* _Task to complete_:
Pull each line containing "styles" out of the data and copy it.
--- --- ---
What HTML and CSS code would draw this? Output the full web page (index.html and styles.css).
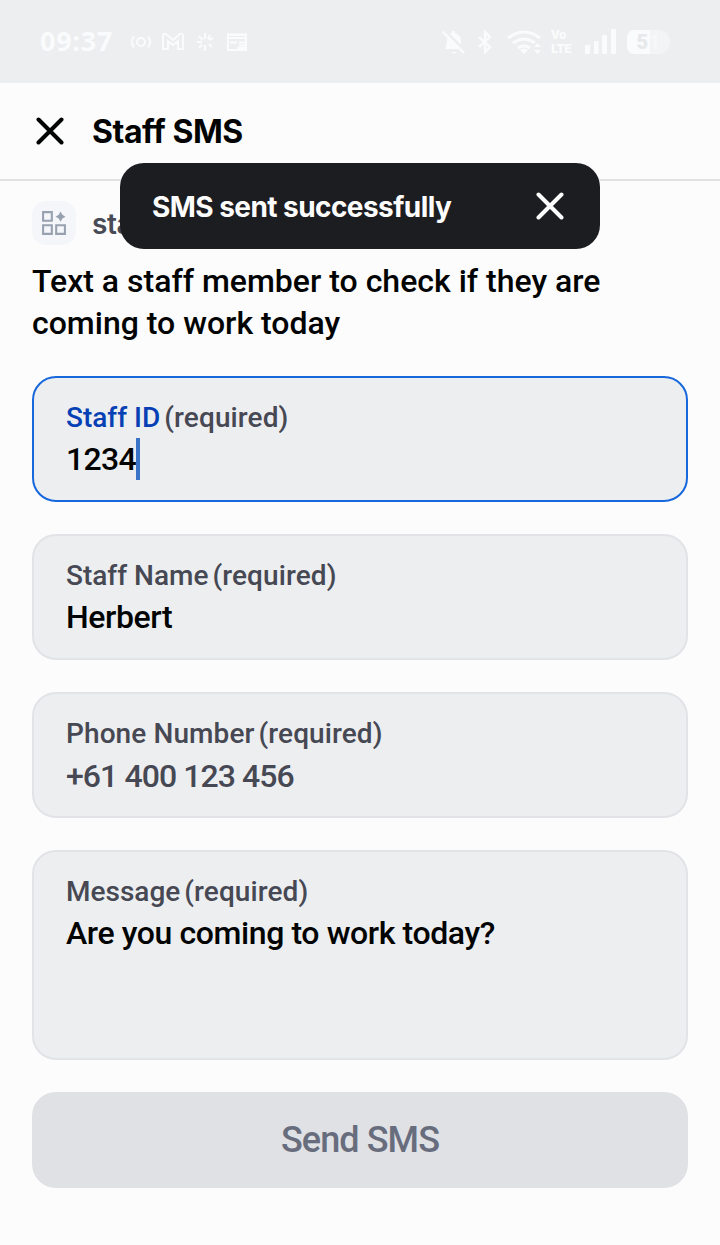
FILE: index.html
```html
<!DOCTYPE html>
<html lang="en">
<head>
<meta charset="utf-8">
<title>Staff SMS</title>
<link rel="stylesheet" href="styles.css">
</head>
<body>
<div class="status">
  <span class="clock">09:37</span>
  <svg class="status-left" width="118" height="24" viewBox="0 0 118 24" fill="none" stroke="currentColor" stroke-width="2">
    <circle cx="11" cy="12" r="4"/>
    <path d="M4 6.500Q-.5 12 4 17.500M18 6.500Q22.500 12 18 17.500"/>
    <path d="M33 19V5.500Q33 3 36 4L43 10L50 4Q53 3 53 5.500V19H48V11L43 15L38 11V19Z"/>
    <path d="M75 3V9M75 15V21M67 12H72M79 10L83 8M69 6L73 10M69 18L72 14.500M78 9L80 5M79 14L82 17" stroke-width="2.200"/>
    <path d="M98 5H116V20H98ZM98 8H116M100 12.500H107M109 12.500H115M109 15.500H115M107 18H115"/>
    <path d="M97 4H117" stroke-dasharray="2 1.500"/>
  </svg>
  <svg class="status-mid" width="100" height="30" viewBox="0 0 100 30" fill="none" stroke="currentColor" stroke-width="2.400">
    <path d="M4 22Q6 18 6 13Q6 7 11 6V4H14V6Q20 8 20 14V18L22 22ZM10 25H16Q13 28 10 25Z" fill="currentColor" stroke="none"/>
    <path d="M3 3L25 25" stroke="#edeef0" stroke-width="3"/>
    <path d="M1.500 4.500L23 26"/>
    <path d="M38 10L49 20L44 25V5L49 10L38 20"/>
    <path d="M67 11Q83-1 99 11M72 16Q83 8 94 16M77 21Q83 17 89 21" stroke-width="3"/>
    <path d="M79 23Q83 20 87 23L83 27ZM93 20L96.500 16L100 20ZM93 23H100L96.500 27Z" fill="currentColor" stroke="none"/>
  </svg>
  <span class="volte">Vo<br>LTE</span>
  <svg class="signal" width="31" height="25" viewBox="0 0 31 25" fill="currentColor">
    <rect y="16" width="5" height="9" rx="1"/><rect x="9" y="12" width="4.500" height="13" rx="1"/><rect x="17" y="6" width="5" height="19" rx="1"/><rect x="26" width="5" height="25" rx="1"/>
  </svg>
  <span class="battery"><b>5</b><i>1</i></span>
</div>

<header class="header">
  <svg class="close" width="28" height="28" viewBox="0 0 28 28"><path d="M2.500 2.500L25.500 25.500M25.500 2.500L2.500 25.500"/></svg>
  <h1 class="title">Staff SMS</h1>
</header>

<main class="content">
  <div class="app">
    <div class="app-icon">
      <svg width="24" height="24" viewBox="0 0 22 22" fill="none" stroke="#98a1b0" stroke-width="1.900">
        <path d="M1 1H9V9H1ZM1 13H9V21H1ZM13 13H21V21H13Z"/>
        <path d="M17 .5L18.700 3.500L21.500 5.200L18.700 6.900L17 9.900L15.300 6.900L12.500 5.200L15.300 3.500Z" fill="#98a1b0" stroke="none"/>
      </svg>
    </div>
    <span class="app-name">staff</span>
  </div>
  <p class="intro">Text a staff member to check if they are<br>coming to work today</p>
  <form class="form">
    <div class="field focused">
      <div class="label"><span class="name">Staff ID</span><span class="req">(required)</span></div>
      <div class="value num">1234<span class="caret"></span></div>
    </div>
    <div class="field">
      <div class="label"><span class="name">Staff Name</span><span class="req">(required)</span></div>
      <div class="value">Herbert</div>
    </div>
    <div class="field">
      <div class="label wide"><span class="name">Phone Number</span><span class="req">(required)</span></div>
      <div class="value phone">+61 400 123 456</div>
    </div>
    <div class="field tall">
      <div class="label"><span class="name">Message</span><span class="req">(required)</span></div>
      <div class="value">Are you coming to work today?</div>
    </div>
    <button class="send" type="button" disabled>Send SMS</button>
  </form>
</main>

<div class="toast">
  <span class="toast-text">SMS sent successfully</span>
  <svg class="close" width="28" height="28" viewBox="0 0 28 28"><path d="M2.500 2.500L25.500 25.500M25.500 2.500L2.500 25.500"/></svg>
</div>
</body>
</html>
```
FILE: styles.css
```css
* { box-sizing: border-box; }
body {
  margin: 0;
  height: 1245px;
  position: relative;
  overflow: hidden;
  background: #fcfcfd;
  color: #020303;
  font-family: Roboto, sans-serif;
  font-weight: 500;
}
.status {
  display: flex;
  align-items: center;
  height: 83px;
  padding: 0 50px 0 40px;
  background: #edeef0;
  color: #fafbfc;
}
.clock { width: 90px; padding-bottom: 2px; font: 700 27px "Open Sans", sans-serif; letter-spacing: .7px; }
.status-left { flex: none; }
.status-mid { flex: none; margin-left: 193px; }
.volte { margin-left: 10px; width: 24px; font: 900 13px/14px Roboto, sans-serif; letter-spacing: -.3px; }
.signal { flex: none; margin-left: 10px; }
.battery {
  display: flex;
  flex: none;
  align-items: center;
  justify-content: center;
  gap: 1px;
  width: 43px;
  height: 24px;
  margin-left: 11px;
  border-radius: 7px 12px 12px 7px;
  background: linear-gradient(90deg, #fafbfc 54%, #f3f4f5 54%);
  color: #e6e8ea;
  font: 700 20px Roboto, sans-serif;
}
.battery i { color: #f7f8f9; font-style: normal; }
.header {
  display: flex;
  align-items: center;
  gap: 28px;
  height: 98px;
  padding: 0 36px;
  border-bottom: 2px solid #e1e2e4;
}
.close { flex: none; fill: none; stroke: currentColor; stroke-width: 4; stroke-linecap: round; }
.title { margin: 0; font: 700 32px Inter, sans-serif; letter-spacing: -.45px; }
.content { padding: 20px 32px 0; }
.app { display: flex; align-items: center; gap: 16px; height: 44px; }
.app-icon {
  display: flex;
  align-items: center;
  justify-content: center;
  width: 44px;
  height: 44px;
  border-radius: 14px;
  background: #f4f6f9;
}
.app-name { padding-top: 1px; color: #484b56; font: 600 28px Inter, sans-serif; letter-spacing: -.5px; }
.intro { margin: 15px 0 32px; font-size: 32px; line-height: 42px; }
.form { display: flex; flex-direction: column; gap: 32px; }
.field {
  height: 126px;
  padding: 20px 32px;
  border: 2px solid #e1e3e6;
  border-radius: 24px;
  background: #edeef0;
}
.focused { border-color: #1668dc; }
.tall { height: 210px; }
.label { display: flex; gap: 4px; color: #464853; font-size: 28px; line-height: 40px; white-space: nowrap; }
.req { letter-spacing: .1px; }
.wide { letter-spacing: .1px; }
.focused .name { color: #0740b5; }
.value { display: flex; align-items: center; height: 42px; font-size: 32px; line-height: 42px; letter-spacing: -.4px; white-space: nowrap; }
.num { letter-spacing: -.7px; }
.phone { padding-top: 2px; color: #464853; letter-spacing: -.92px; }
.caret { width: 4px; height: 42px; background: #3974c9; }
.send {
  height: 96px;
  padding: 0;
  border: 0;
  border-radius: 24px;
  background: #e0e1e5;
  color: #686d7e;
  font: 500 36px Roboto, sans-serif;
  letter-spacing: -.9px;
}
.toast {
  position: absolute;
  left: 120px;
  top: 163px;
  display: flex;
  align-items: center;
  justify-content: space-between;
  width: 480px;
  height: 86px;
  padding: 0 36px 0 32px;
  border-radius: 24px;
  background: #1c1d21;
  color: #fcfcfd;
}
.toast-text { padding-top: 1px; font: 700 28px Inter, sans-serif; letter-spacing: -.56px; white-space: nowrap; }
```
--- --- ---
* _Result of the task_:
What HTML and CSS code would draw this? Output the full web page (index.html and styles.css).
<link rel="stylesheet" href="styles.css">
FILE: styles.css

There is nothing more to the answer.